Torsional oscillations of a sphere in a Stokes flow

TL;DR

This study experimentally investigates torsional oscillations of a sphere in Stokes flow using a novel magnetic control setup, developing a mathematical model and confirming flow behavior aligns with theoretical predictions.

Contribution

Introduces a new experimental setup for remotely controlling sphere oscillations in viscous flow and validates a mathematical model with experimental data.

Findings

Flow velocity inversely proportional to square of radial distance

Good agreement between experimental results and theoretical model

Flow remains within the Stokes flow regime

Abstract

The results of an experimental investigation of a sphere performing torsional oscillations in a Stokes flow are presented. A novel experimental set up was developed which enabled the motion of the sphere to be remotely controlled through application of an oscillatory magnetic field.

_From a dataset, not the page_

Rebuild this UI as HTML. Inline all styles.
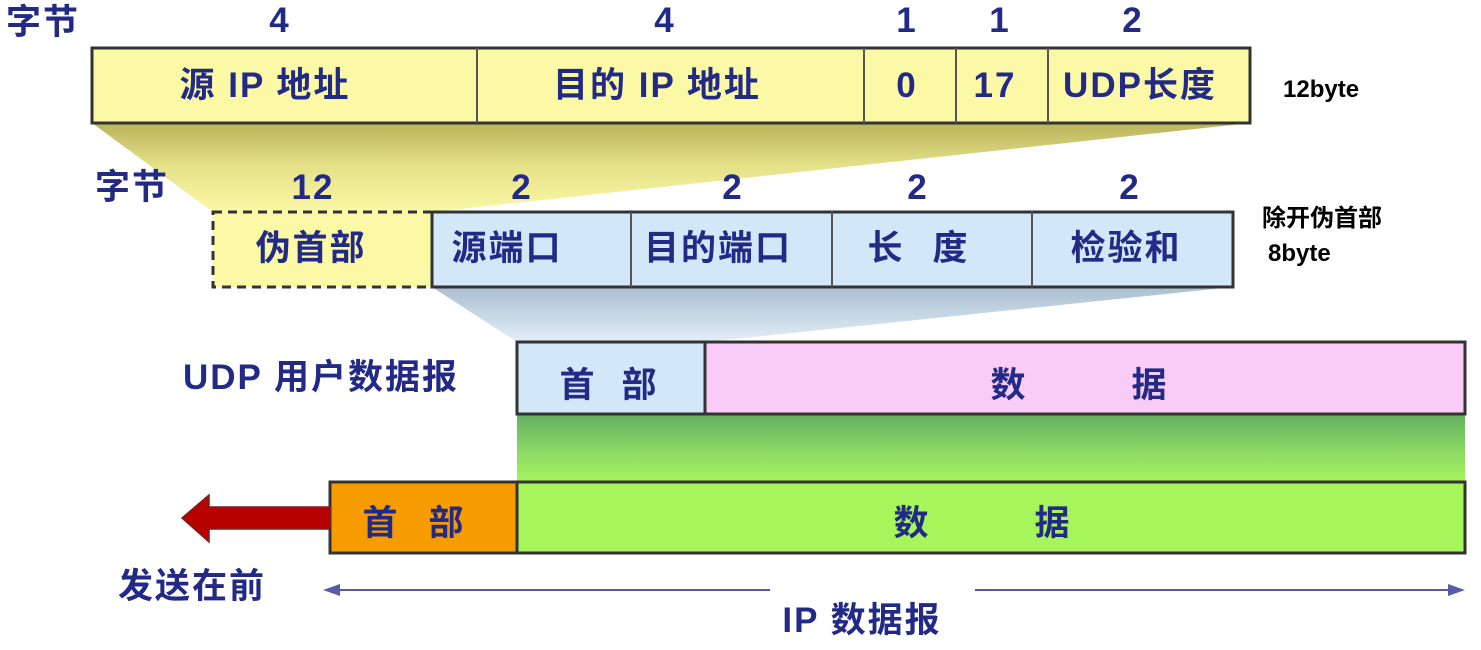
<!DOCTYPE html>
<html><head><meta charset="utf-8"><style>
html,body{margin:0;padding:0;background:#fff;width:1481px;height:650px;overflow:hidden}
svg{display:block}
.t{font-family:"Liberation Sans","Noto Sans CJK SC",sans-serif;font-weight:bold;fill:#222a86}
.k{font-family:"Liberation Sans","Noto Sans CJK SC",sans-serif;font-weight:bold;fill:#000}
</style></head><body>
<svg width="1481" height="650" viewBox="0 0 1481 650" xmlns="http://www.w3.org/2000/svg">
<defs>
<linearGradient id="yg" x1="0" y1="0" x2="0" y2="1"><stop offset="0" stop-color="#b9b45a"/><stop offset="0.5" stop-color="#e6e28a"/><stop offset="1" stop-color="#fbf8a6"/></linearGradient>
<linearGradient id="bg" x1="0" y1="0" x2="0" y2="1"><stop offset="0" stop-color="#a9bfd0"/><stop offset="1" stop-color="#e3eef8"/></linearGradient>
<linearGradient id="gg" x1="0" y1="0" x2="0" y2="1"><stop offset="0" stop-color="#62b060"/><stop offset="0.6" stop-color="#8fdc66"/><stop offset="1" stop-color="#a6f55a"/></linearGradient>
</defs>
<polygon points="92,123 1250,123 432,212 213,212" fill="url(#yg)"/>
<polygon points="432,287 1233,287 705,342 517,342" fill="url(#bg)"/>
<rect x="517" y="414" width="948" height="68" fill="url(#gg)"/>
<rect x="92" y="48" width="1158" height="75" fill="#fbf8a6" stroke="#333" stroke-width="3"/>
<g stroke="#555" stroke-width="2"><line x1="477" y1="48" x2="477" y2="123"/><line x1="864" y1="48" x2="864" y2="123"/><line x1="956" y1="48" x2="956" y2="123"/><line x1="1048" y1="48" x2="1048" y2="123"/></g>
<g class="t" font-size="35" text-anchor="middle" letter-spacing="2">
<text x="43" y="34">字节</text><text x="280" y="32">4</text><text x="665" y="32">4</text><text x="907" y="32">1</text><text x="1000" y="32">1</text><text x="1133" y="32">2</text>
<text x="265" y="97">源 IP 地址</text><text x="657" y="97">目的 IP 地址</text><text x="907" y="97">0</text><text x="995" y="97">17</text><text x="1140" y="97">UDP长度</text>
<text x="132" y="199">字节</text><text x="313" y="199">12</text><text x="522" y="199">2</text><text x="733" y="199">2</text><text x="918" y="199">2</text><text x="1130" y="199">2</text>
</g>
<rect x="213" y="212" width="219" height="75" fill="#fbf8a6" stroke="#333" stroke-width="3" stroke-dasharray="9,6"/>
<rect x="432" y="212" width="801" height="75" fill="#d2e8f8" stroke="#333" stroke-width="3"/>
<g stroke="#555" stroke-width="2"><line x1="631" y1="212" x2="631" y2="287"/><line x1="832" y1="212" x2="832" y2="287"/><line x1="1032" y1="212" x2="1032" y2="287"/></g>
<g class="t" font-size="35" text-anchor="middle" letter-spacing="2">
<text x="311" y="260">伪首部</text><text x="507" y="260">源端口</text><text x="718" y="260">目的端口</text><text x="886" y="260">长</text><text x="951" y="260">度</text><text x="1126" y="260">检验和</text>
</g>
<rect x="517" y="342" width="188" height="72" fill="#d2e8f8" stroke="#333" stroke-width="3"/>
<rect x="705" y="342" width="760" height="72" fill="#f8ccf6" stroke="#333" stroke-width="3"/>
<g class="t" font-size="35" text-anchor="middle" letter-spacing="2">
<text x="321" y="389">UDP 用户数据报</text><text x="578" y="397">首</text><text x="640" y="397">部</text><text x="1009" y="397">数</text><text x="1150" y="397">据</text>
</g>
<rect x="330" y="482" width="187" height="71" fill="#f69c00" stroke="#333" stroke-width="3"/>
<rect x="517" y="482" width="948" height="71" fill="#a6f55a" stroke="#333" stroke-width="3"/>
<polygon points="330,507 209,507 209,495 182,518 209,542 209,529 330,529" fill="#b80000" stroke="#7a2020" stroke-width="1.5"/>
<g class="t" font-size="35" text-anchor="middle" letter-spacing="2">
<text x="381" y="535">首</text><text x="447" y="535">部</text><text x="912" y="535">数</text><text x="1053" y="535">据</text>
<text x="192" y="598">发送在前</text><text x="862" y="632">IP 数据报</text>
</g>
<g stroke="#5a5aa8" stroke-width="2"><line x1="328" y1="590" x2="770" y2="590"/><line x1="975" y1="590" x2="1462" y2="590"/></g>
<polygon points="323,590 340,584 340,596" fill="#5a5aa8"/><polygon points="1465,590 1448,584 1448,596" fill="#5a5aa8"/>
<g class="k" font-size="24"><text x="1283" y="97">12byte</text><text x="1262" y="226">除开伪首部</text><text x="1268" y="261">8byte</text></g>
</svg>
</body></html>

The response of the sphere to the applied field was characterised in terms of the viscous, magnetic and gravitational torques acting on the sphere. A mathematical model of the system was developed and good agreement was found between experimental and theoretical results. The flow resulting from the motion of the sphere was measured and the fluid velocity was found to have an inverse square dependence on radial distance from the sphere. Agreement between measurements and the analytical solution for the fluid velocity indicates that the flow may be considered Stokesian.